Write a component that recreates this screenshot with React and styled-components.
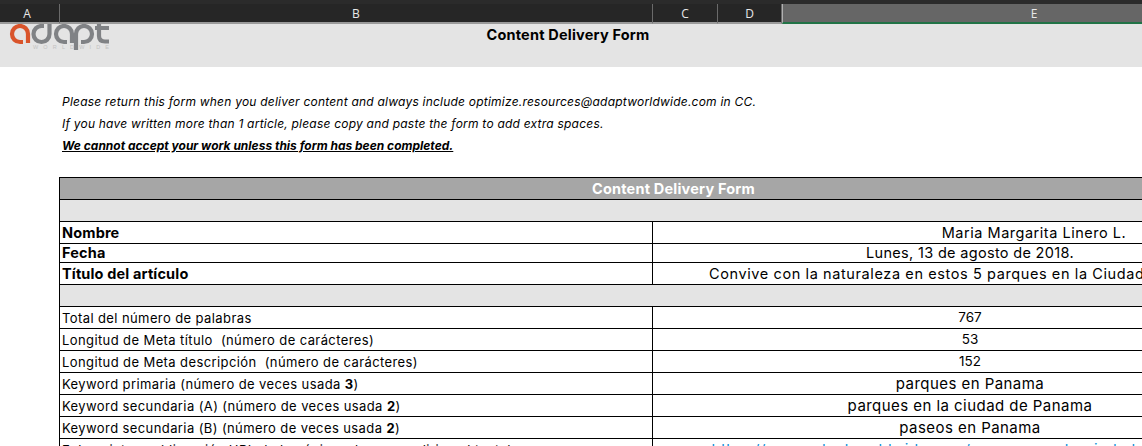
import React from 'react';
import styled, { createGlobalStyle } from 'styled-components';

const GlobalStyle = createGlobalStyle`
  html, body {
    margin: 0;
    padding: 0;
    background: #fff;
  }
`;

const sheetFont = `Inter, "Open Sans", "Liberation Sans", sans-serif`;

const columns = [
  { label: 'A', width: 60 },
  { label: 'B', width: 593 },
  { label: 'C', width: 65 },
  { label: 'D', width: 64 },
  { label: 'E', width: 503, selected: true },
];

const App = () => {
  return (
    <Page>
      <GlobalStyle />
      <ColumnBar>
        {columns.map((col, i) => (
          <ColumnHead key={col.label} $width={col.width} $selected={col.selected} $first={i === 0}>
            {col.label}
          </ColumnHead>
        ))}
      </ColumnBar>

      <Band>
        <Logo viewBox="0 0 112 30" aria-label="adapt worldwide">
          <g fill="none" strokeWidth="4.2" stroke="#808285">
            <path stroke="#d9542b" d="M23 18 H20 A8 8 0 1 1 28 10 V19" />
            <path d="M49.500 -4 V10 A8 8 0 1 1 41.500 2 H44" />
            <path d="M67 18 H64 A8 8 0 1 1 72 10 V19" />
            <path d="M76 26 V10 A8 8 0 1 1 84 18 H81" />
            <path d="M99 -4 V12 Q99 17.500 105 17.500 H109 M95 4 H109" />
          </g>
          <LogoCaption x="33" y="25" textLength="76">WORLDWIDE</LogoCaption>
        </Logo>
        <BandTitle>Content Delivery Form</BandTitle>
      </Band>

      <Notes>
        <Note>Please return this form when you deliver content and always include optimize.resources@adaptworldwide.com in CC.</Note>
        <Note>If you have written more than 1 article, please copy and paste the form to add extra spaces.</Note>
        <Note $strong>We cannot accept your work unless this form has been completed.</Note>
      </Notes>

      <Table>
        <TitleRow>Content Delivery Form</TitleRow>
        <SpacerRow />
        <Row>
          <Label $big>Nombre</Label>
          <Value $big $shift={128} $spacing={0.52}>Maria Margarita Linero L.</Value>
        </Row>
        <Row $height={19}>
          <Label $big>Fecha</Label>
          <Value $big $spacing={0.32}>Lunes, 13 de agosto de 2018.</Value>
        </Row>
        <Row>
          <Label $big>Título del artículo</Label>
          <Value $big $spacing={0.6}>Convive con la naturaleza en estos 5 parques en la Ciudad de Panama</Value>
        </Row>
        <SpacerRow />
        <Row>
          <Label>Total del número de palabras</Label>
          <Value $number>767</Value>
        </Row>
        <Row>
          <Label>Longitud de Meta título&nbsp; (número de carácteres)</Label>
          <Value $number>53</Value>
        </Row>
        <Row>
          <Label>Longitud de Meta descripción&nbsp; (número de carácteres)</Label>
          <Value $number>152</Value>
        </Row>
        <Row>
          <Label>Keyword primaria (número de veces usada <b>3</b>)</Label>
          <Value>parques en Panama</Value>
        </Row>
        <Row>
          <Label>Keyword secundaria (A) (número de veces usada <b>2</b>)</Label>
          <Value>parques en la ciudad de Panama</Value>
        </Row>
        <Row>
          <Label>Keyword secundaria (B) (número de veces usada <b>2</b>)</Label>
          <Value>paseos en Panama</Value>
        </Row>
        <Row>
          <Label>Enlace interno (dirección URL de la página a la que se dirige el texto)</Label>
          <Value $link>https://www.adaptworldwide.com/parques-en-la-ciudad-de-panama</Value>
        </Row>
      </Table>
    </Page>
  );
};

export default App;

const Page = styled.div`
  width: 1142px;
  height: 446px;
  overflow: hidden;
  background: #fff;
  color: #000;
  font-family: ${sheetFont};
`;

const ColumnBar = styled.div`
  display: flex;
  width: 1285px;
  height: 24px;
  box-sizing: border-box;
  padding-top: 4px;
  background: #262626;
  box-shadow: inset 0 4px 0 #2b2b2b;
`;

const ColumnHead = styled.div`
  flex: none;
  box-sizing: border-box;
  width: ${(p) => p.$width}px;
  display: flex;
  align-items: center;
  justify-content: center;
  padding-right: ${(p) => (p.$first ? 5 : 0)}px;
  font-family: "Open Sans", sans-serif;
  font-size: 12px;
  color: #e8e8e8;
  background: ${(p) => (p.$selected ? '#666666' : 'transparent')};
  border-left: ${(p) => (p.$selected ? '1px solid #b0b0b0' : 'none')};
  border-right: ${(p) => (p.$selected ? 'none' : '1px solid #6a6a6a')};
  border-bottom: 2px solid ${(p) => (p.$selected ? '#217346' : '#9a9a9a')};
`;

const Band = styled.div`
  position: relative;
  width: 1136px;
  padding-right: 6px;
  height: 43px;
  overflow: hidden;
  background: #e4e4e4;
  text-align: center;
`;

const Logo = styled.svg`
  position: absolute;
  left: 0;
  top: 0;
  width: 112px;
  height: 30px;
`;

const LogoCaption = styled.text`
  font-family: "Liberation Sans", sans-serif;
  font-size: 5.500px;
  fill: #c2c2c2;
`;

const BandTitle = styled.div`
  padding-top: 2px;
  line-height: 17px;
  font-size: 14.500px;
  font-weight: 700;
  letter-spacing: 0.2px;
`;

const Notes = styled.div`
  padding: 24px 0 20px 62px;
`;

const Note = styled.div`
  height: 22px;
  line-height: 21px;
  white-space: nowrap;
  font-size: 12px;
  font-style: italic;
  font-weight: ${(p) => (p.$strong ? 700 : 400)};
  letter-spacing: ${(p) => (p.$strong ? 0 : 0.22)}px;
  text-decoration: ${(p) => (p.$strong ? 'underline' : 'none')};
`;

const Table = styled.div`
  width: 1228px;
  margin-left: 59px;
  box-sizing: border-box;
  border-top: 1px solid #000;
  border-left: 1px solid #000;
`;

const TitleRow = styled.div`
  height: 21px;
  line-height: 21px;
  border-bottom: 1px solid #000;
  background: #a6a6a6;
  color: #fff;
  text-align: center;
  font-size: 14.500px;
  font-weight: 700;
  letter-spacing: 0.2px;
`;

const SpacerRow = styled.div`
  height: 21px;
  border-bottom: 1px solid #000;
  background: #e4e4e4;
`;

const Row = styled.div`
  display: grid;
  grid-template-columns: 593px 1fr;
  height: ${(p) => p.$height || 22}px;
  line-height: ${(p) => (p.$height || 22) - 1}px;
  box-sizing: border-box;
  border-bottom: 1px solid #000;
`;

const Label = styled.div`
  white-space: pre;
  padding-left: 2px;
  padding-top: ${(p) => (p.$big ? 0 : 1)}px;
  border-right: 1px solid #000;
  font-size: ${(p) => (p.$big ? 14.5 : 13)}px;
  font-weight: ${(p) => (p.$big ? 700 : 400)};
  letter-spacing: ${(p) => (p.$big ? 0.15 : 0.4)}px;
`;

const Value = styled.div`
  white-space: nowrap;
  text-align: center;
  padding-left: ${(p) => p.$shift || 0}px;
  font-size: ${(p) => (p.$big ? 14.5 : p.$number ? 13.5 : 15)}px;
  letter-spacing: ${(p) => p.$spacing ?? (p.$number ? 0 : 0.45)}px;
  color: ${(p) => (p.$link ? '#0a8fd8' : '#000')};
`;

- Task statement: Pictures excluded, quote all the data above exactly.

- Written solution:
Write a component that recreates this screenshot with React and styled-components.
import React from 'react';
import styled, { createGlobalStyle } from 'styled-components';

const GlobalStyle = createGlobalStyle`
  html, body {
    margin: 0;
    padding: 0;
    background: #fff;
  }
`;

const sheetFont = `Inter, "Open Sans", "Liberation Sans", sans-serif`;

const columns = [
  { label: 'A', width: 60 },
  { label: 'B', width: 593 },
  { label: 'C', width: 65 },
  { label: 'D', width: 64 },
  { label: 'E', width: 503, selected: true },
];

const App = () => {
  return (
    <Page>
      <GlobalStyle />
      <ColumnBar>
        {columns.map((col, i) => (
          <ColumnHead key={col.label} $width={col.width} $selected={col.selected} $first={i === 0}>
            {col.label}
          </ColumnHead>
        ))}
      </ColumnBar>

      <Band>
        <Logo viewBox="0 0 112 30" aria-label="adapt worldwide">
          <g fill="none" strokeWidth="4.2" stroke="#808285">
            <path stroke="#d9542b" d="M23 18 H20 A8 8 0 1 1 28 10 V19" />
            <path d="M49.500 -4 V10 A8 8 0 1 1 41.500 2 H44" />
            <path d="M67 18 H64 A8 8 0 1 1 72 10 V19" />
            <path d="M76 26 V10 A8 8 0 1 1 84 18 H81" />
            <path d="M99 -4 V12 Q99 17.500 105 17.500 H109 M95 4 H109" />
          </g>
          <LogoCaption x="33" y="25" textLength="76">WORLDWIDE</LogoCaption>
        </Logo>
        <BandTitle>Content Delivery Form</BandTitle>
      </Band>

      <Notes>
        <Note>Please return this form when you deliver content and always include optimize.resources@adaptworldwide.com in CC.</Note>
        <Note>If you have written more than 1 article, please copy and paste the form to add extra spaces.</Note>
        <Note $strong>We cannot accept your work unless this form has been completed.</Note>
      </Notes>

      <Table>
        <TitleRow>Content Delivery Form</TitleRow>
        <SpacerRow />
        <Row>
          <Label $big>Nombre</Label>
          <Value $big $shift={128} $spacing={0.52}>Maria Margarita Linero L.</Value>
        </Row>
        <Row $height={19}>
          <Label $big>Fecha</Label>
          <Value $big $spacing={0.32}>Lunes, 13 de agosto de 2018.</Value>
        </Row>
        <Row>
          <Label $big>Título del artículo</Label>
          <Value $big $spacing={0.6}>Convive con la naturaleza en estos 5 parques en la Ciudad de Panama</Value>
        </Row>
        <SpacerRow />
        <Row>
          <Label>Total del número de palabras</Label>
          <Value $number>767</Value>
        </Row>
        <Row>
          <Label>Longitud de Meta título&nbsp; (número de carácteres)</Label>
          <Value $number>53</Value>
        </Row>
        <Row>
          <Label>Longitud de Meta descripción&nbsp; (número de carácteres)</Label>
          <Value $number>152</Value>
        </Row>
        <Row>
          <Label>Keyword primaria (número de veces usada <b>3</b>)</Label>
          <Value>parques en Panama</Value>
        </Row>
        <Row>
          <Label>Keyword secundaria (A) (número de veces usada <b>2</b>)</Label>
          <Value>parques en la ciudad de Panama</Value>
        </Row>
        <Row>
          <Label>Keyword secundaria (B) (número de veces usada <b>2</b>)</Label>
          <Value>paseos en Panama</Value>
        </Row>
        <Row>
          <Label>Enlace interno (dirección URL de la página a la que se dirige el texto)</Label>
          <Value $link>https://www.adaptworldwide.com/parques-en-la-ciudad-de-panama</Value>
        </Row>
      </Table>
    </Page>
  );
};

export default App;

const Page = styled.div`
  width: 1142px;
  height: 446px;
  overflow: hidden;
  background: #fff;
  color: #000;
  font-family: ${sheetFont};
`;

const ColumnBar = styled.div`
  display: flex;
  width: 1285px;
  height: 24px;
  box-sizing: border-box;
  padding-top: 4px;
  background: #262626;
  box-shadow: inset 0 4px 0 #2b2b2b;
`;

const ColumnHead = styled.div`
  flex: none;
  box-sizing: border-box;
  width: ${(p) => p.$width}px;
  display: flex;
  align-items: center;
  justify-content: center;
  padding-right: ${(p) => (p.$first ? 5 : 0)}px;
  font-family: "Open Sans", sans-serif;
  font-size: 12px;
  color: #e8e8e8;
  background: ${(p) => (p.$selected ? '#666666' : 'transparent')};
  border-left: ${(p) => (p.$selected ? '1px solid #b0b0b0' : 'none')};
  border-right: ${(p) => (p.$selected ? 'none' : '1px solid #6a6a6a')};
  border-bottom: 2px solid ${(p) => (p.$selected ? '#217346' : '#9a9a9a')};
`;

const Band = styled.div`
  position: relative;
  width: 1136px;
  padding-right: 6px;
  height: 43px;
  overflow: hidden;
  background: #e4e4e4;
  text-align: center;
`;

const Logo = styled.svg`
  position: absolute;
  left: 0;
  top: 0;
  width: 112px;
  height: 30px;
`;

const LogoCaption = styled.text`
  font-family: "Liberation Sans", sans-serif;
  font-size: 5.500px;
  fill: #c2c2c2;
`;

const BandTitle = styled.div`
  padding-top: 2px;
  line-height: 17px;
  font-size: 14.500px;
  font-weight: 700;
  letter-spacing: 0.2px;
`;

const Notes = styled.div`
  padding: 24px 0 20px 62px;
`;

const Note = styled.div`
  height: 22px;
  line-height: 21px;
  white-space: nowrap;
  font-size: 12px;
  font-style: italic;
  font-weight: ${(p) => (p.$strong ? 700 : 400)};
  letter-spacing: ${(p) => (p.$strong ? 0 : 0.22)}px;
  text-decoration: ${(p) => (p.$strong ? 'underline' : 'none')};
`;

const Table = styled.div`
  width: 1228px;
  margin-left: 59px;
  box-sizing: border-box;
  border-top: 1px solid #000;
  border-left: 1px solid #000;
`;

const TitleRow = styled.div`
  height: 21px;
  line-height: 21px;
  border-bottom: 1px solid #000;
  background: #a6a6a6;
  color: #fff;
  text-align: center;
  font-size: 14.500px;
  font-weight: 700;
  letter-spacing: 0.2px;
`;

const SpacerRow = styled.div`
  height: 21px;
  border-bottom: 1px solid #000;
  background: #e4e4e4;
`;

const Row = styled.div`
  display: grid;
  grid-template-columns: 593px 1fr;
  height: ${(p) => p.$height || 22}px;
  line-height: ${(p) => (p.$height || 22) - 1}px;
  box-sizing: border-box;
  border-bottom: 1px solid #000;
`;

const Label = styled.div`
  white-space: pre;
  padding-left: 2px;
  padding-top: ${(p) => (p.$big ? 0 : 1)}px;
  border-right: 1px solid #000;
  font-size: ${(p) => (p.$big ? 14.5 : 13)}px;
  font-weight: ${(p) => (p.$big ? 700 : 400)};
  letter-spacing: ${(p) => (p.$big ? 0.15 : 0.4)}px;
`;

const Value = styled.div`
  white-space: nowrap;
  text-align: center;
  padding-left: ${(p) => p.$shift || 0}px;
  font-size: ${(p) => (p.$big ? 14.5 : p.$number ? 13.5 : 15)}px;
  letter-spacing: ${(p) => p.$spacing ?? (p.$number ? 0 : 0.45)}px;
  color: ${(p) => (p.$link ? '#0a8fd8' : '#000')};
`;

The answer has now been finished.